The intention was you could put arbitrary binary data in there too, but there's no general mechanism for marking it as anything else. So any non-UTF-8 use would be application specific.
This is an interesting general problem. I'm sorry that so few people seem to have taken the time to understand it before replying. The general approach seems to be "read the first sentence, assume the poster is an idiot, hit reply".
The problems are these:
1) Reading ID3v2 tags on an MP3 file is a complex business. I have no desire to re-implement the libraries that do that, or even to wade deep into the existing codebases, if I can avoid that. And it should be possible to avoid that.

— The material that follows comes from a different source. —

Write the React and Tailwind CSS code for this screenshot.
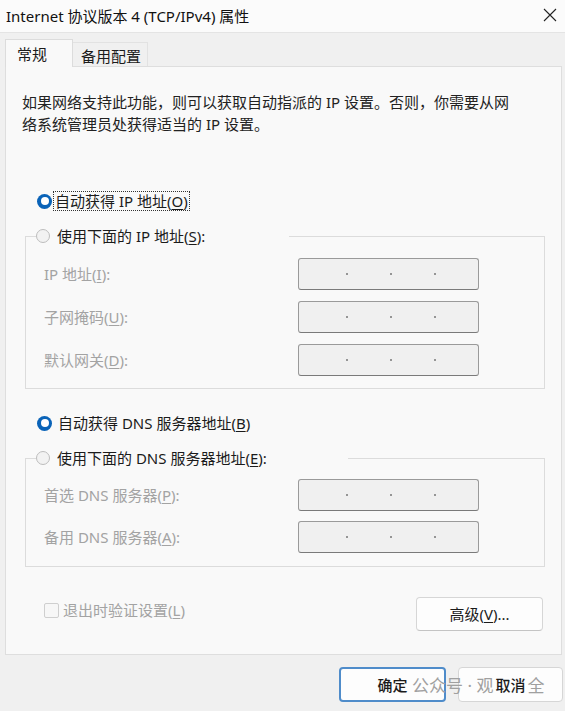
const FONT = "font-['Noto_Sans','Noto_Sans_CJK_SC',sans-serif]";

function Key({ children }) {
  return <span className="underline underline-offset-2 decoration-1">{children}</span>;
}

function Radio({ checked }) {
  if (checked) {
    return (
      <span className="flex h-[15px] w-[15px] shrink-0 items-center justify-center rounded-full bg-[#0a63b8]">
        <span className="h-[8px] w-[8px] rounded-full bg-white" />
      </span>
    );
  }
  return <span className="h-[14px] w-[14px] shrink-0 rounded-full border border-[#bdbdbd] bg-[#f2f2f2]" />;
}

function IpBox() {
  return (
    <div className="flex h-[32px] w-[181px] items-center rounded-[3px] border border-[#9a9a9a] border-b-[#7a7a7a] bg-[#f0f0f0]">
      <div className="ml-[47px] flex gap-[42px]">
        <span className="h-[2px] w-[2px] rounded-full bg-[#777]" />
        <span className="h-[2px] w-[2px] rounded-full bg-[#777]" />
        <span className="h-[2px] w-[2px] rounded-full bg-[#777]" />
      </div>
    </div>
  );
}

function FieldRow({ label, k, rest }) {
  return (
    <div className="flex items-center">
      <span className="w-[254px] text-[15px] leading-5 text-[#a3a3a3]">
        {label}(<Key>{k}</Key>){rest}
      </span>
      <IpBox />
    </div>
  );
}

export default function App() {
  return (
    <div className={`relative h-[711px] w-[565px] overflow-hidden bg-[#f0f0f0] text-[#1b1b1b] ${FONT}`}>
      {/* title bar */}
      <div className="flex h-[33px] items-center justify-between border-b border-[#e4e4e4] bg-[#fbfbfb] pl-[6px] pr-[8px]">
        <span className="text-[15px] leading-5 text-[#111]">Internet 协议版本 4 (TCP/IPv4) 属性</span>
        <svg width="14" height="14" viewBox="0 0 14 14" className="mb-[2px]">
          <path d="M1 1 L13 13 M13 1 L1 13" stroke="#222" strokeWidth="1.1" fill="none" />
        </svg>
      </div>

      {/* tabs */}
      <div className="mt-[6px] flex items-end pl-[5px]">
        <div className="relative z-10 -mb-px flex h-[28px] w-[68px] items-start border border-b-0 border-[#dcdcdc] bg-[#f9f9f9] pl-[11px] pt-[4px] text-[15px] leading-5">
          常规
        </div>
        <div className="flex h-[24px] w-[75px] items-start border border-b-0 border-l-0 border-[#e2e2e2] bg-[#f0f0f0] pl-[8px] pt-[3px] text-[15px] leading-5">
          备用配置
        </div>
      </div>

      {/* panel */}
      <div className="ml-[5px] mr-[3px] h-[589px] border border-[#dedede] bg-[#f9f9f9]">
        <p className="mt-[24px] pl-[16px] text-[15px] leading-[22px] text-[#222]">
          如果网络支持此功能，则可以获取自动指派的 IP 设置。否则，你需要从网
          <br />
          络系统管理员处获得适当的 IP 设置。
        </p>

        <div className="mt-[56px] flex h-[20px] items-center pl-[31px]">
          <Radio checked />
          <span className="ml-[1px] border border-dotted border-[#333] pl-[1px] pr-[1px] text-[15px] leading-[18px]">
            自动获得 IP 地址(<Key>O</Key>)
          </span>
        </div>

        <fieldset className="ml-[19px] mr-[16px] mt-[15px] border border-[#dcdcdc] pb-[12px] pl-[18px]">
          <legend className="-ml-[8px] flex h-[20px] w-[253px] items-center gap-[7px] text-[15px] leading-5">
            <Radio />
            <span>
              使用下面的 IP 地址(<Key>S</Key>):
            </span>
          </legend>
          <div className="mt-[12px] flex flex-col gap-[11px]">
            <FieldRow label="IP 地址" k="I" rest=":" />
            <FieldRow label="子网掩码" k="U" rest=":" />
            <FieldRow label="默认网关" k="D" rest=":" />
          </div>
        </fieldset>

        <div className="mt-[24px] flex h-[20px] items-center gap-[6px] pl-[31px] text-[15px] leading-5">
          <Radio checked />
          <span>
            自动获得 DNS 服务器地址(<Key>B</Key>)
          </span>
        </div>

        <fieldset className="ml-[19px] mr-[16px] mt-[15px] border border-[#dcdcdc] pb-[13px] pl-[18px]">
          <legend className="-ml-[8px] flex h-[20px] w-[312px] items-center gap-[7px] text-[15px] leading-5">
            <Radio />
            <span>
              使用下面的 DNS 服务器地址(<Key>E</Key>):
            </span>
          </legend>
          <div className="mt-[11px] flex flex-col gap-[10px]">
            <FieldRow label="首选 DNS 服务器" k="P" rest=":" />
            <FieldRow label="备用 DNS 服务器" k="A" rest=":" />
          </div>
        </fieldset>

        <div className="mr-[18px] mt-[30px] flex items-start justify-between pl-[38px]">
          <div className="mt-[3px] flex items-center gap-[4px]">
            <span className="h-[15px] w-[15px] rounded-[2px] border border-[#cfcfcf] bg-[#f7f7f7]" />
            <span className="text-[15px] leading-5 text-[#a3a3a3]">
              退出时验证设置(<Key>L</Key>)
            </span>
          </div>
          <button className="flex h-[34px] w-[127px] items-center justify-center rounded-[4px] border border-[#d6d6d6] border-b-[#c4c4c4] bg-[#fdfdfd] text-[15px] leading-5">
            高级(<Key>V</Key>)...
          </button>
        </div>
      </div>

      {/* dialog buttons */}
      <div className="mt-[12px] flex justify-end gap-[12px] pr-[2px]">
        <button className="flex h-[35px] w-[107px] items-center justify-center rounded-[4px] border-2 border-[#4f8cca] bg-[#fdfdfd] text-[15px] font-medium leading-5">
          确定
        </button>
        <button className="flex h-[35px] w-[105px] items-center justify-center rounded-[4px] border border-[#d6d6d6] bg-[#fdfdfd] text-[15px] font-medium leading-5">
          取消
        </button>
      </div>

      {/* watermark */}
      <div className="pointer-events-none absolute left-[412px] top-[676px] text-[17px] leading-5 text-[#a0a0a0]">
        公众号 · 观<span className="opacity-0">信安</span>全
      </div>
    </div>
  );
}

2) Even knowing the size and location of ID3v2 tags is complex. Contrary to popular belief here, those tags can appear at either the beginning or the end of a file, and can be arbitrary size. I already implemented the "fetch some stuff at the beginning and some stuff at the end and feed that to the library" approach, and it sort-of works, but you have to guess the size of the tag. Guess too big, you fetch lots of data unnecessarily. Guess too small, you get breakage or wrong results. By contrast, the libraries that read ID3v2 tags know exactly where and how much to read to glean the appropriate data, and it should be possible to make use of that.
3) I want to read existing data - changing the format of that data is not an option.
So that's why I was suggesting solutions like "FUSE". With FUSE, when the library does a seek and a read, I can arrange for just the relevant portion of the file to be fetched. I don't have to include any knowledge about ID3 in my application - the library does all the work. But the library doesn't have to worry about HTTP byte ranges - FUSE handles that. And the code will always be correct.
The only trouble is that FUSE requires a kernel patch and root privs. The question is, is there a way to do the same trick without those limitations? Or is there a library for reading ID3v2 tags in an object-oriented language that will let me put an efficient back-end for fetching data on request using HTTP byteranges in place of the file?
The best information I've got out of this is that there's a pure-Python implementation of ID3v2 (most implementations appear to be built on top of the C library). This may be hackable to solve my problem.
Those of you who didn't think reading or thinking was necessary before posting - please don't do the next "Ask Slashdot" post the same discourtesy. Thanks.